Les couleurs qui me font vibrer. «Les teintes de vert et de bleu-vert m’évoquent une profonde connexion avec la nature et l’harmonie. Le vert, c’est la fraîcheur de l’herbe sous nos pieds, le murmure apaisant des feuilles dans le vent et la promesse d’un renouveau constant. Le bleu-vert, une nuance entre le bleu profond de l’océan et le vert apaisant des prairies, me rappelle les eaux cristallines des lagons tropicaux. Ensemble, ces couleurs reflètent mon désir d’harmonie, de croissance personnelle et de connexion avec le monde qui m’entoure.»

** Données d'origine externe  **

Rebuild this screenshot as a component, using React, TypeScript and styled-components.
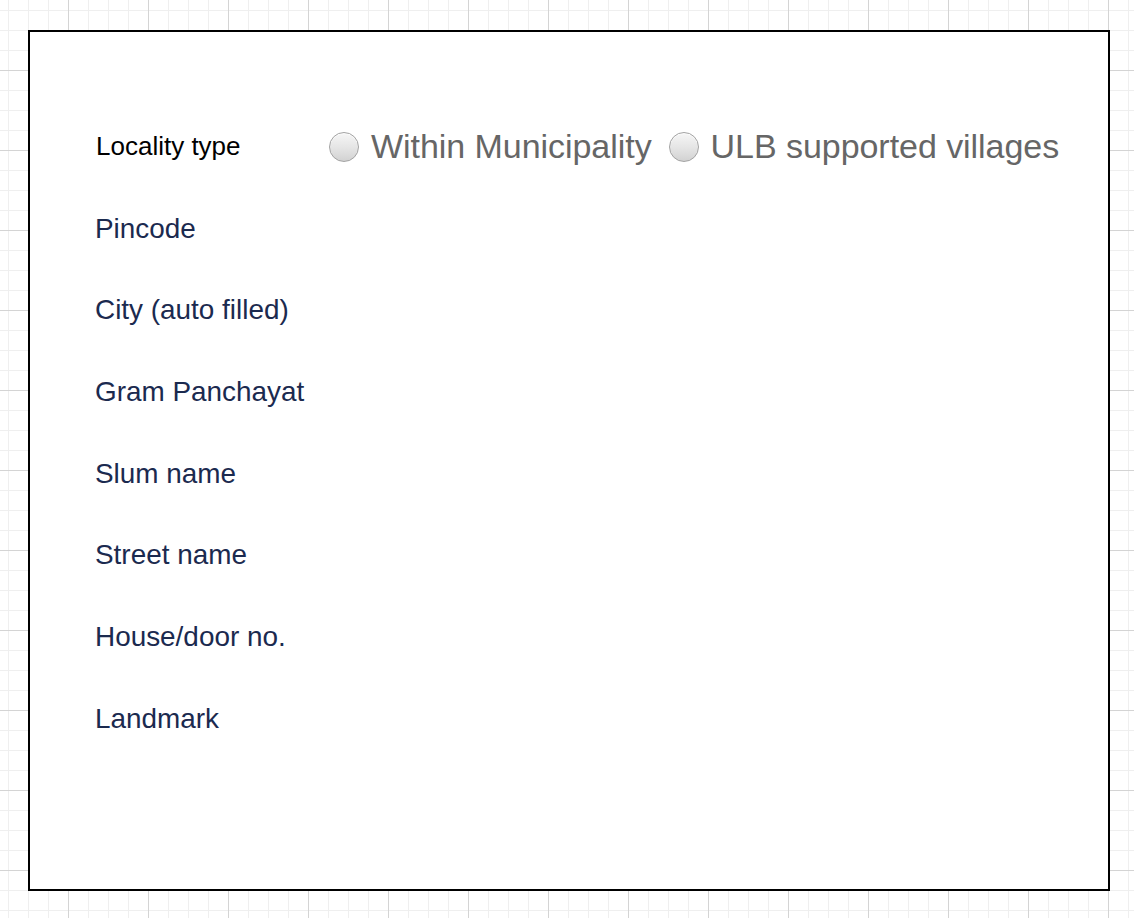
import React from "react";
import styled, { createGlobalStyle } from "styled-components";

const Global = createGlobalStyle`
  html, body {
    margin: 0;
    padding: 0;
  }
  body {
    width: 1134px;
    height: 918px;
    overflow: hidden;
    font-family: "Liberation Sans", Arial, Helvetica, sans-serif;
    background-color: #ffffff;
    background-image:
      linear-gradient(to right, #d4d4d4 0, #d4d4d4 1px, transparent 1px),
      linear-gradient(to bottom, #d4d4d4 0, #d4d4d4 1px, transparent 1px),
      linear-gradient(to right, #efefef 0, #efefef 1px, transparent 1px),
      linear-gradient(to bottom, #efefef 0, #efefef 1px, transparent 1px);
    background-size: 80px 80px, 80px 80px, 20px 20px, 20px 20px;
    background-position: 68px 70px, 68px 70px, 8px 10px, 8px 10px;
  }
`;

const Frame = styled.div`
  box-sizing: border-box;
  margin: 30px 0 0 28px;
  width: 1082px;
  height: 861px;
  border: 2px solid #000;
  background: #fff;
  padding: 74px 0 0 65px;
  display: flex;
  flex-direction: column;
`;

const Row = styled.div`
  height: 81.7px;
  display: flex;
  align-items: center;
`;

const Label = styled.div<{ $dark?: boolean }>`
  font-size: ${(p) => (p.$dark ? "26px" : "27.9px")};
  color: ${(p) => (p.$dark ? "#000" : "#1b2a4f")};
  margin-left: ${(p) => (p.$dark ? "1px" : "0")};
  white-space: nowrap;
`;

const FieldLabel = styled(Label)`
  width: 233px;
`;

const RadioGroup = styled.div`
  display: flex;
  align-items: center;
  gap: 17px;
`;

const RadioOption = styled.label`
  display: flex;
  align-items: center;
  gap: 12px;
  font-size: 34px;
  letter-spacing: -0.05px;
  color: #666;
  white-space: nowrap;
`;

const RadioDot = styled.span`
  box-sizing: border-box;
  width: 30px;
  height: 30px;
  border-radius: 50%;
  border: 1.5px solid #a3a3a3;
  background: linear-gradient(to bottom, #f6f6f6 0%, #e4e4e4 55%, #d2d2d2 100%);
  box-shadow: inset 0 1px 1px rgba(255, 255, 255, 0.8);
`;

const fields = [
  "Pincode",
  "City (auto filled)",
  "Gram Panchayat",
  "Slum name",
  "Street name",
  "House/door no.",
  "Landmark",
];

export default function App() {
  return (
    <>
      <Global />
      <Frame>
        <Row>
          <FieldLabel $dark>Locality type</FieldLabel>
          <RadioGroup>
            <RadioOption>
              <RadioDot />
              Within Municipality
            </RadioOption>
            <RadioOption>
              <RadioDot />
              ULB supported villages
            </RadioOption>
          </RadioGroup>
        </Row>
        {fields.map((f) => (
          <Row key={f}>
            <Label>{f}</Label>
          </Row>
        ))}
      </Frame>
    </>
  );
}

Mes passe-temps. «Parmi les activités qui enrichissent mon quotidien, trois occupent une place particulière : la peinture, la lecture et le temps passé avec mon précieux compagnon, mon petit bébé Bog (NdlR : son chien). La peinture est pour moi une forme d’expression profonde. Elle me permet de libérer mes émotions, de capturer des moments éphémères et de créer des mondes imaginaires. Chaque toile est une aventure, une exploration de couleurs, de formes et de textures qui reflètent mon état d’âme et ma vision du monde. La lecture, quant à elle, est une porte ouverte sur l’infini. Elle m’offre la possibilité de voyager à travers le temps et l’espace, d’embrasser différentes perspectives et de nourrir mon esprit. Les livres sont mes compagnons fidèles, me guidant et m’éclairant à chaque étape de ma vie.»

Mon rêve. «Les rêves servent de boussole, orientant nos aspirations vers un monde plus inclusif et compatissant. Je rêve d’une société où les personnes en situation de handicap ne sont pas simplement tolérées, mais célébrées pour leurs contributions uniques. Dans cette vision, les barrières, qu’elles soient physiques ou sociales, sont abolies, permettant une participation et une intégration totales. Ce rêve est une invitation à reconnaître et à valoriser le potentiel de chaque individu, indépendamment de ses capacités.»